Armed with banners, picket signs, megaphones, and especially with heart-wrenching testimonies backed by scientific and economic facts, the youth took over the halls of COP27 on Thursday to demand that negotiators address the issue of loss and damage.

“There are climate catastrophes and destruction, and my country ends up borrowing money from the International Monetary Fund and the World Bank to deal with the repercussions.

“Our countries cannot develop because of the costs of the climate crisis,” a young African activist said during one of the many protests that took place today at the Tonino Lamborghini International Conference Centre.

“Our futures are being stolen from us! This is an injustice!” he declared.

Loss and damage’ refers to costs that are being incurred by countries that have contributed the least to climate change but are bearing the brunt of its impacts, such as sea-level rise and increasingly common extreme weather events.

Currently, developing countries such as Pakistan, Bangladesh and a good number of African nations, are forced to pay very high costs to recover from climate-induced disasters, and the youth believe that it is time for big polluters to pay their ecological debt.

“This is an issue that has been put aside COP after COP. The fact that we are in an African country this year is very significant. It is a scientific fact that countries with the least economic resources and with barely any responsibility for emissions are the ones that end up suffering the most.

It is about reparation and social justice,” Bruno Rodriguez, Argentine youth activist told UN News.

The call from the youth was clear: They want the establishment of a loss and damage finance facility that can provide additional and readily accessible funding to help developing nations adjust to and limit the “irreversible life changing impacts on young people.”

“We don’t want loans; we don’t want more debt. Pay up now for loss and damage,” was the message of an activist from the Philippines.

The yearly 10 New Insights in Climate Science report, which, as its name indicates, delivers a concise synthesis of the most pressing findings on climate change-related research to inform COP negotiations, also highlighted the importance of addressing loss and damage, calling it an “urgent planetary imperative.”

During the report’s release this Thursday, which coincided with ‘Youth and Science Day’ at COP27, scientists underscored those losses and damages are already occurring and will increase significantly based on current trajectories models.

“While many losses and damages can be calculated in monetary terms, there are also non-economic losses and damages that need to be better understood and accounted for,” the report’s authors warned, calling for an “urgent” coordinated global policy response on the matter.

The insights document, compiled by the Climate Research Programme and supported by UN Climate Change (UNFCCC), also highlights that many of these consequences cannot be avoided with mere adaptation measures and that acting swiftly to reduce emissions is a much better option.

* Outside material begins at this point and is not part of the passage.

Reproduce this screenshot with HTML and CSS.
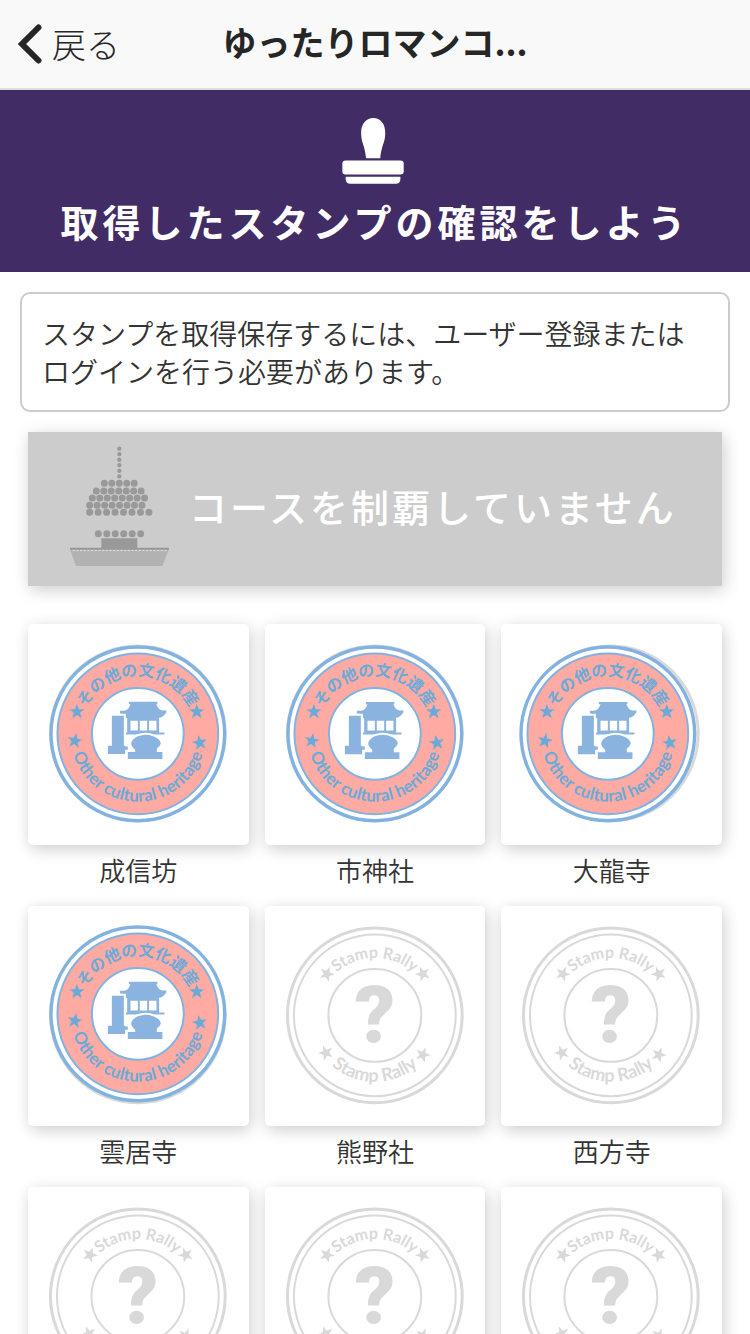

“The report says that the potential to adapt to climate change is not limitless, and that will not prevent all losses and damage that we can see now. I applaud parties for getting lost in damage onto the agenda here at COP27,” declared UNFCCC chief Simon Stiell.

However, he said, responding for loss and damage does not let countries off the hook regarding their emissions.

“Adaptation actions cannot substitute for ambitious mitigation action, to reduce emissions,” he underscored.

For the authors of the report, the reality that tens of thousands of people are dying from climate change impacts right now, needs to be at the heart of negotiations.

They also highlighted that over three billion people will inhabit ‘vulnerability hotspots’ – areas with the highest susceptibility to being adversely affected by climate-driven hazards – by 2050, double what it is today.

Some of the other insights in the report include warnings that climate migration, health risks, and national security issues are increasing because of climate change. You can find them all here.

On their day, the young adults, teens and children at COP27 took part in different “takeovers” and were seen – and heard – in almost every corner of the conference centre.

They expressed themselves not only by protesting, but also with music, dance, colourful attire and wall drawings with messages to world leaders.

Other chants heard was “kick polluters out” as three NGOs denounced that on the list of registered participants – which is now up to over 45,000 according to the UNFCCC – there are over 600 fossil fuel lobbyists, an increase of 25 per cent compared to last year.

“The influence of fossil fuel lobbyists is greater than frontline countries and communities. Delegations from African countries and indigenous communities are dwarfed by representatives of corporate interests,” a group of protesters from the organization Kick Big Polluters Out shouted at the main square.

Ambassador Wael Aboulgmagd, Special Representative for the COP27 Egyptian Presidency, said during a press conference that while he could not tell whether these attendees were lobbyists or just members or certain entities, there were indeed many industries contributing to emissions present, such as cement and fertilizer companies. But they were not participating in the negotiations, he clarified.

He said that he expected that during Decarbonization Day, which will be Friday, many of them will demonstrate how they are moving forward on reducing their emissions.

Regarding the overall negotiations, Mr Aboulgmagd said that there is now a first draft decision text for the mitigation work programme that shows “very good progress,” and that on Saturday morning, delegations would begin providing inputs for the outcome document of COP27.